Palestinian attacks on Jews in, say, Tel Aviv evoke more reaction than those on Jews in the West Bank communities. And no doubt one’s politics impacts on one’s reaction. After Avi Fuld’s murder, Daniel Solomon (no connection to the murdered family), a former editor for The Forward, sent out a tweet, reported by Tablet, about settlers who are murdered: “I think it shows a kind of charmed, modern naivete that people who occupy the lands of others expect to walk around unmolested. … Hard to feel much sympathy when this happens to settlers. Sorry.” He later posted that he “shouldn’t have used this sad event as occasion to make a political argument,” but he was hardly the only one who turned Jewish deaths into politics. Like Fuld, the Salomons and the Fogels also lived on the West Bank and sympathy for them was surely diluted by that, too.

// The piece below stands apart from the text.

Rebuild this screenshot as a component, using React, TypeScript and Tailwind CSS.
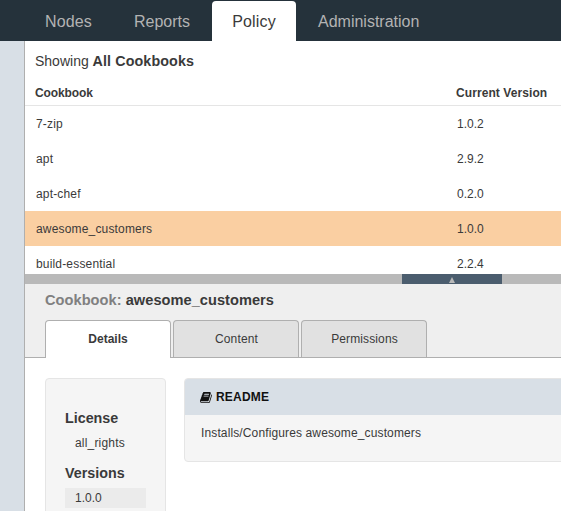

At an Ansche Chesed vigil for Pittsburgh, some Orthodox Jews, waiting to get in, wondered if they were perceived as far outside the communal embrace as were settlers. One asked, “If 11 Satmar Jews were murdered in Borough Park, would there be community-wide vigils?” Ginia Bellafante recently reported in The Times that hate crimes against the Orthodox, the most frequent victims of anti-Semitism in New York, go by without mainstream acknowledgment. “When a Hasidic man or woman is attacked by anyone in New York City,” Bellafante writes, “mainstream progressive advocacy groups do not typically send out emails calling for concern and fellowship and candlelight vigils in Union Square, as they often do when individuals are harmed in New York because of their race or ethnicity [or sexuality]. Sympathies are distributed unevenly. Few are extended toward religious fundamentalists, of any kind.”

Nevertheless, as the JCRC official said, “I would like to think our community would stand up against anti-Semitism of any kind.”